I am looking for a stopover location enroute to Rosslare for the crossing to Cherborg.

It needs to be able to accommodate three vans, six adults and four kids.

I would like the kids to be able to vent some steam prior to the ferry.(so some space would be great)

I am aware that it ok to park at the terminal, but our ferry is not until 1530 on the Monday and we will set off from County Down on the Saturday so we have plenty of time.

Campsite/wild camping/pub. All considered

All advice greatly received. 

Thanks in advance


----------



## Crazywater (May 18, 2011)

Not my part of the country so I'm sure others will be along with other suggestions but in the meantime... Kids could let of steam here

http://www.irelandholidaypark.com/activities/kids-outdoor-adventure-park/

Crazywater


----------



## philoaks (Sep 2, 2008)

We've used Kilmore Quay in the past. It's about 10 miles or so from Rosslare. Nice harbour area if the children aren't too small.


----------



## finyar (May 25, 2008)

Hi FitzGill,
I live about 40 minutes from the port and would suggest that you stay in the caravan park in Wexford town.

This is across the river from Wexford town which is really lovel and would be less than a ten minute walk. It also has a beautiful swimming pool next door.

The link is www.camping-ireland.ie/parks/wexford/33-ferrybank-caravan-a-camping.html

There is really no place on the port that I would trust for an overnight although some vans park at the edge of the port on a small beach area.

Hope this helps

Raymond


----------



## cleo (Nov 17, 2007)

Years ago we used a campsite near Our Lady's Island, St Margarets, just south of Rosslare. IIRC it was only 4 or 5 miles from the port. (We were on pushbikes with an 8 & 10 year old) We stayed for 3 nights and used it as a base for touring. My memory's not that great but it the kids had plenty of room for ball games and I think there was a pub nearby.

Jill


----------



## fitzgill (Dec 23, 2008)

Thanks to you all for your advice,

As I have plenty of time,

I quite fancy wild camping maybe on the inland waterways on route or Wicklow mountains.

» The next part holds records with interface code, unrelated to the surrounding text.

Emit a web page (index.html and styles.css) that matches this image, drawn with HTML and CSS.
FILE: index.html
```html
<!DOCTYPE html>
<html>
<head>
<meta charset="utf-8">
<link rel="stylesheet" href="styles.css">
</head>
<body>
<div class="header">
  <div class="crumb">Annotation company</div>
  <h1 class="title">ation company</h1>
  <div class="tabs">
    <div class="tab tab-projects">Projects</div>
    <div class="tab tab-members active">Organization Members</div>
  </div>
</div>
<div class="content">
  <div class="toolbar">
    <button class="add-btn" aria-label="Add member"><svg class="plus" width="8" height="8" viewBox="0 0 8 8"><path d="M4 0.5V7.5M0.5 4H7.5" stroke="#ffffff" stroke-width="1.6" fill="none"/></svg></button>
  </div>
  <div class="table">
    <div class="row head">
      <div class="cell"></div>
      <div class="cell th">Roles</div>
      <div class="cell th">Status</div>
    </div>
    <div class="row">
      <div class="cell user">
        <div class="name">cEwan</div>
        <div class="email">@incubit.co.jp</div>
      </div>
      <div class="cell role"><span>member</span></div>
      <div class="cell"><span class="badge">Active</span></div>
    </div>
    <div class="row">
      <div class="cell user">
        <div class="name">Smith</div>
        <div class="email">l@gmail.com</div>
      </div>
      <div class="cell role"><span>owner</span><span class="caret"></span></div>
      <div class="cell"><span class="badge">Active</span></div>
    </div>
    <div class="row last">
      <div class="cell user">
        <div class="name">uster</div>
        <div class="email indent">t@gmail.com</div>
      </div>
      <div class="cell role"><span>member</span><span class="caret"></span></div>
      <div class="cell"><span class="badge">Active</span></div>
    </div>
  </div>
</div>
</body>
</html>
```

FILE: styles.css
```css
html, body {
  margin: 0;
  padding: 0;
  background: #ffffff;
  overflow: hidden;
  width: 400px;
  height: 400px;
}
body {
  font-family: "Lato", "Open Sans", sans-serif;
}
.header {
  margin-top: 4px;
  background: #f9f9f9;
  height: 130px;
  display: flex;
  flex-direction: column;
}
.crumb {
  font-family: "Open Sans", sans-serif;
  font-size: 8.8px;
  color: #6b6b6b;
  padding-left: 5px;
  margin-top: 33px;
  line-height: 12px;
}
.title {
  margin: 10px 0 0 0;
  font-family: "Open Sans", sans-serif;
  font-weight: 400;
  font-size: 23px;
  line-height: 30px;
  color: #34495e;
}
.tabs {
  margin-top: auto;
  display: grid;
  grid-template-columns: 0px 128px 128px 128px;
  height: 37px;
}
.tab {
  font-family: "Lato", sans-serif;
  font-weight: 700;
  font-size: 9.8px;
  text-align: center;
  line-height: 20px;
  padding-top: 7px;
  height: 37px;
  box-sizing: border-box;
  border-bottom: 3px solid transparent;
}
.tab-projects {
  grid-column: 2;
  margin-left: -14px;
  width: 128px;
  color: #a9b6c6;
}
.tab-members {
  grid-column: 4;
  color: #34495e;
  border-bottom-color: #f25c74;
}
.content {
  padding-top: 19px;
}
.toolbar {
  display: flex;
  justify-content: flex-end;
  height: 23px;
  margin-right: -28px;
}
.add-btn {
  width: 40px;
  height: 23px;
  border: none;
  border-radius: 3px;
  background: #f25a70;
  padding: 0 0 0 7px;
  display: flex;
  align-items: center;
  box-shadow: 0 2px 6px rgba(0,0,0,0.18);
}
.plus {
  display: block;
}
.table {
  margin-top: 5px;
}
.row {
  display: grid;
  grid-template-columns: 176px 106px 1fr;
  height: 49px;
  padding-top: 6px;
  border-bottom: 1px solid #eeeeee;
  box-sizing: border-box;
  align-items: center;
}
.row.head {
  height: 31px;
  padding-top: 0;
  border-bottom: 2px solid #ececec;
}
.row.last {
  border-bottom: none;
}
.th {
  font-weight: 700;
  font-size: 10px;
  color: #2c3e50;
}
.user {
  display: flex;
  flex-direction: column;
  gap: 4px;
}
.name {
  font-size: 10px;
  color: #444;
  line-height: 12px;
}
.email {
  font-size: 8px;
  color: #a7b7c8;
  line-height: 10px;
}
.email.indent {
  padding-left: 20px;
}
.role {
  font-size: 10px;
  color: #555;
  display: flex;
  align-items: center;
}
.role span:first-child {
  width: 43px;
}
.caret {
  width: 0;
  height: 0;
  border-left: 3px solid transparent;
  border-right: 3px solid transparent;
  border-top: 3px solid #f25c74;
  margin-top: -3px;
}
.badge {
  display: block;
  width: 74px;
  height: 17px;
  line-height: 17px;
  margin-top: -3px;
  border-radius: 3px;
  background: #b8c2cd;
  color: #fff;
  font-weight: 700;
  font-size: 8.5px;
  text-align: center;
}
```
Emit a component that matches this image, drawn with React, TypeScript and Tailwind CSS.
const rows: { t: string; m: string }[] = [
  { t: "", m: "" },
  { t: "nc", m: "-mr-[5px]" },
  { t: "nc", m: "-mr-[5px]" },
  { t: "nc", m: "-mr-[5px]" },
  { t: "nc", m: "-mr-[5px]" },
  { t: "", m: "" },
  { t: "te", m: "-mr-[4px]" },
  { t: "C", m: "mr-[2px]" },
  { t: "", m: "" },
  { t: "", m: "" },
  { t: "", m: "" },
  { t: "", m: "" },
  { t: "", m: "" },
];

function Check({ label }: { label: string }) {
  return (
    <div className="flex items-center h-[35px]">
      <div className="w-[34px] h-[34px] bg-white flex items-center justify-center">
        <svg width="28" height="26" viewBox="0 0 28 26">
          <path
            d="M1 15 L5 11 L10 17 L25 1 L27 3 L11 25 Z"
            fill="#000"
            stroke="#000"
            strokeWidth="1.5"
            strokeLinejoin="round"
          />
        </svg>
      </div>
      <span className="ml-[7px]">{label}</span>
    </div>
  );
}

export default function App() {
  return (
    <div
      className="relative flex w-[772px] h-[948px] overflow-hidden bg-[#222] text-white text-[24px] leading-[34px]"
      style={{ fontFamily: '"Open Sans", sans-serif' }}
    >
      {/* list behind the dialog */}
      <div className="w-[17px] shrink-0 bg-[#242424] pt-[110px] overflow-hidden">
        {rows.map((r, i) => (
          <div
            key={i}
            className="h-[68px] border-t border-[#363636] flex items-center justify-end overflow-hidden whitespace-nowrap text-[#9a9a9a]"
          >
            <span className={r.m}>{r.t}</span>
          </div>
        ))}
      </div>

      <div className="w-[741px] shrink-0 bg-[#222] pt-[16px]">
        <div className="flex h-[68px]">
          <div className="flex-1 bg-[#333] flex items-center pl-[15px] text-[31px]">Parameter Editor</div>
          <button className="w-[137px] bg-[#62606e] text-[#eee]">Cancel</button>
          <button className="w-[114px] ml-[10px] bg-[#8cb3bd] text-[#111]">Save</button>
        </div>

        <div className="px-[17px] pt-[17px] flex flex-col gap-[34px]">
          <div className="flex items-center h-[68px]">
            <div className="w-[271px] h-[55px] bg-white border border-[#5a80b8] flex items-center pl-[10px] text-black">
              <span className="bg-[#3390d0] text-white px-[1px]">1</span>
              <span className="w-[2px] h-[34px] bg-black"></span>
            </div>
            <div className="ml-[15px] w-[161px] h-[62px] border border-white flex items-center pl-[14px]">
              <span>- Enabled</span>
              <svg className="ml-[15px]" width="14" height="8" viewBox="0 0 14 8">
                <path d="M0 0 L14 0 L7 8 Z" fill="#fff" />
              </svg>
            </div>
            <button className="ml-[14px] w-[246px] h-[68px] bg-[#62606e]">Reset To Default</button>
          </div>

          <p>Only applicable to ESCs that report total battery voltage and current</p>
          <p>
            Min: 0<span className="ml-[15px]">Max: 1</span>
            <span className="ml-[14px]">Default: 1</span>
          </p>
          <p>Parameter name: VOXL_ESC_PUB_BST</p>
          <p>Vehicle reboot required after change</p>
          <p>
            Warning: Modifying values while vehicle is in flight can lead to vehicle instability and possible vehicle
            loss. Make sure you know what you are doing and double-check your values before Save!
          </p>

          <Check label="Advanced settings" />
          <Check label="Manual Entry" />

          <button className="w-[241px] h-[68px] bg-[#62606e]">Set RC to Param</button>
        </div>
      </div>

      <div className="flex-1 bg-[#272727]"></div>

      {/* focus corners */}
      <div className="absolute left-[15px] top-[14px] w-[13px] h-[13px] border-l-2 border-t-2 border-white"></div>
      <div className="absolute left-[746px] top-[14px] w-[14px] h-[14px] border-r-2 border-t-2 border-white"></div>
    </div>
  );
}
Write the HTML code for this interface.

The kids just need some space before the overnight boat,

As I am on here, what's the services like on the Irish ferries boat (Oscar Wilde) from Rosslare to Cherborg, I have heard conflicting reports reference food quality and price.


Thank you

Mark


----------



## coroner (May 31, 2005)

we have ovrnighted at rosslare europort some years ago with a car and caravan found it safe enough and as long as you go in the passenger car park awau from the trucks not too noisy


----------



## finyar (May 25, 2008)

Mark, 
I am a regular user of this route (normally twice per year) and I would put the prices on board very much in line with all ferry companies and airports.

Food quality is what you would expect from a ferry company, average in the self service.

They have a main restaurant which is very expensive with dinner at €38.95 per person but it does serve good quality food but as I said is expensive and does not suit kids.

Hope this helps
Raymond


----------